Chronic obstructive pulmonary disease (COPD) is a serious lung disease that, over time, makes it hard to breathe. You may have heard COPD called other names, like chronic bronchitis or emphysema. In COPD, the airways—the tubes that carry air in and out of your lungs—are partly blocked, making it difficult to get air in and out.
Who is at risk?
- Smoking or having a history of smoking
- Long-term exposure to things that can irritate your lungs (secondhand smoke, certain chemicals, dusts or fumes)
- Genetic factors (a condition known as alpha-1 antitrypsin (AAT) deficiency)
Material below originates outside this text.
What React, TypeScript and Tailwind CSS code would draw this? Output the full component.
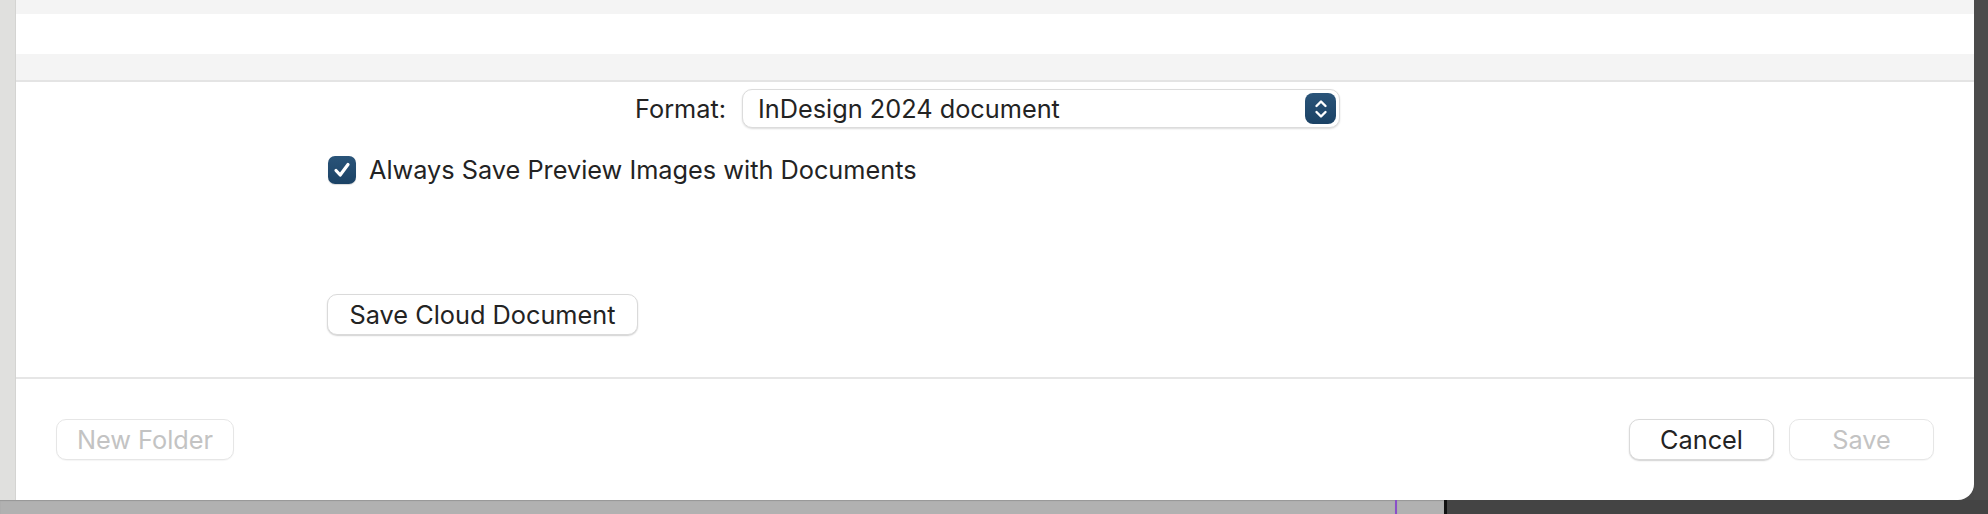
import React from "react";

const font = { fontFamily: "Inter, 'Liberation Sans', Arial, sans-serif" };

function Btn({ children, disabled, className }: { children: React.ReactNode; disabled?: boolean; className: string }) {
  return (
    <div
      className={
        "h-[41px] rounded-[10px] bg-white flex items-center justify-center text-[25.3px] leading-none border " +
        (disabled
          ? "text-[#c3c3c3] border-[#e6e6e6] shadow-[0_1px_1px_rgba(0,0,0,0.04)]"
          : "text-[#232323] border-[#dadada] shadow-[0_1px_1.5px_rgba(0,0,0,0.18)]") +
        " " +
        className
      }
    >
      {children}
    </div>
  );
}

export default function App() {
  return (
    <div className="w-[1988px] h-[514px] overflow-hidden bg-[#4a4a4a] flex flex-col" style={font}>
      <div className="flex h-[500px]">
        <div className="w-[16px] h-full bg-[#e0e0de] border-r border-[#d4d4d2]" />
        <div className="w-[1958px] h-full bg-white rounded-br-[16px] flex flex-col overflow-hidden">
          <div className="h-[14px] bg-[#f4f4f4]" />
          <div className="h-[40px] bg-white" />
          <div className="h-[26px] bg-[#f4f4f4]" />
          <div className="h-[2px] bg-[#e4e4e4]" />
          <div className="h-[295px] flex flex-col">
            <div className="flex items-center mt-[7px]">
              <div className="w-[711px] text-right text-[25.3px] text-[#232323] leading-none pr-[1px]">Format:</div>
              <div className="ml-[15px] w-[598px] h-[39px] rounded-[10px] bg-white border border-[#dcdcdc] shadow-[0_1px_2px_rgba(0,0,0,0.14)] flex items-center pl-[15px] pr-[3px]">
                <span className="flex-1 text-[25.3px] text-[#232323] leading-none">InDesign 2024 document</span>
                <div className="w-[31px] h-[31px] rounded-[8px] bg-gradient-to-b from-[#2a5479] to-[#1b4265] flex items-center justify-center">
                  <svg width="16" height="24" viewBox="0 0 16 24" fill="none" stroke="white" strokeWidth="2.4" strokeLinecap="round" strokeLinejoin="round">
                    <path d="M3.5 9 L8 4.5 L12.5 9" />
                    <path d="M3.5 15 L8 19.5 L12.5 15" />
                  </svg>
                </div>
              </div>
            </div>
            <div className="flex items-center mt-[28px] ml-[312px]">
              <div className="w-[28px] h-[28px] rounded-[7px] bg-gradient-to-b from-[#2a5479] to-[#1b4265] flex items-center justify-center shadow-[0_1px_1px_rgba(0,0,0,0.15)]">
                <svg width="20" height="20" viewBox="0 0 20 20" fill="none" stroke="white" strokeWidth="3.2" strokeLinecap="round" strokeLinejoin="round">
                  <path d="M4 10.5 L8.2 15 L16 4.5" />
                </svg>
              </div>
              <span className="ml-[13px] text-[25.3px] text-[#232323] leading-none">Always Save Preview Images with Documents</span>
            </div>
            <Btn className="mt-[110px] ml-[311px] w-[311px]">Save Cloud Document</Btn>
          </div>
          <div className="h-[2px] bg-[#e6e6e6]" />
          <div className="flex items-center mt-[40px] px-[40px]">
            <Btn disabled className="w-[178px]">New Folder</Btn>
            <div className="flex-1" />
            <Btn className="w-[145px]">Cancel</Btn>
            <Btn disabled className="w-[145px] ml-[15px]">Save</Btn>
          </div>
        </div>
        <div className="flex-1 h-full bg-[#4b4b4b]" />
      </div>
      <div className="flex h-[14px]">
        <div className="w-[1395px] bg-[#b1b1b1] shadow-[inset_0_1px_1px_rgba(0,0,0,0.15)]" />
        <div className="w-[2px] bg-[#8a4fc8]" />
        <div className="w-[47px] bg-[#b1b1b1] shadow-[inset_0_1px_1px_rgba(0,0,0,0.15)]" />
        <div className="w-[3px] bg-[#111]" />
        <div className="flex-1 bg-[#444]" />
      </div>
    </div>
  );
}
- Eating bacon, sausage and other cured meats that can reduce lung functions
What are the signs and symptoms?
- Constant coughing, sometimes called "smoker's cough"'
- Shortness of breath while doing everyday activities
- Excess sputum or phlegm production
- Being unable to take a deep breath
How is COPD diagnosed?
The breathing test used to diagnose COPD is spirometry. The simple test measures the amount of air you can blow out of your lungs and how fast you can blow it out.
How is COPD treated?
COPD is different for every person and your doctor will decide the best treatment for you. Quitting smoking is the most helpful and cost-effective way to prevent and slow the progression of COPD. Your doctor may talk to you about these options:
- Staying away from all tobacco smoke
- Avoiding things that can bother your lungs, such as dust, fumes, chemicals or smog
- Taking medicines to help treat symptoms like coughing or wheezing
- Getting yearly flu shots
- Using oxygen therapy
- Staying active and joining a pulmonary rehabilitation program
- Joining a support group
Is there a cure for COPD?
There is no cure for COPD. The damage to your airways and lungs cannot be reversed, but there are things you can do to feel better and slow the damage. You can take steps to make breathing easier and live a longer and more active life.